Saturday, April 14, 2012

Heads up! Books are forbidden

This column first appeared in Spanish in Al Día news, April 13. Read it here.

I’ve been closely following Arizona schools compliance with House Bill 2281, a measure that pulled Mexican-American history and literature from the curriculum and, quite literally, off the classroom shelves. Some of the big names in U.S. Latino fiction and poetry have been deemed inappropriate for young Latino students to read as part of their school work.

Like that state’s noxious and contested immigration law, the move cannot be read as anything but a blatantly anti-Latino move. Unlike SB 1070, however, this ruling doesn’t bother to disguise its prejudice with the excuse of illegal entry or unauthorized residence. No, this move simply seeks to make sure Latino students, citizen and non-citizen alike, don’t get too uppity.

Because that’s what being engaged by education does.

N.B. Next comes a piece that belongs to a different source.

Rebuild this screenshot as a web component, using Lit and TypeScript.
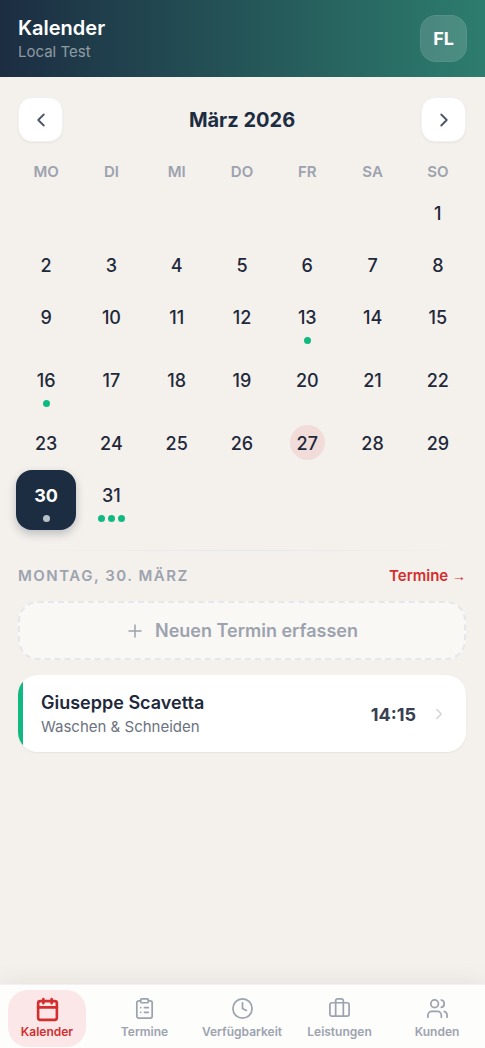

That’s what seeing your history and heritage seriously considered and represented in academic texts does. That’s what identifying with literary protagonists who might look like you, or sound like you, or live like you, does. It makes you damn uppity and harder to disenfranchise and bamboozle.

It gives you voice.

Poet Lorna Dee Cervantes gave evidence of just that during a rally to protest the ban. It wasn’t until she read the works of U.S. Latino writers, she said, that she felt entitled to put her words on paper. She went on to become not only a university professor, but one of the best known U.S. Latina poets.

The importance of Cervantes’ example should not be underestimated. Young Latinos grow up barraged with images of themselves as nannies, housekeepers and farmworkers — not writers, intellectuals and academics. Understand, I’m not disparaging that first set of  occupations — all honorable jobs requiring far more specialized skills and abilities than we commonly attribute to them — but bemoaning the lack of visibility for the second set.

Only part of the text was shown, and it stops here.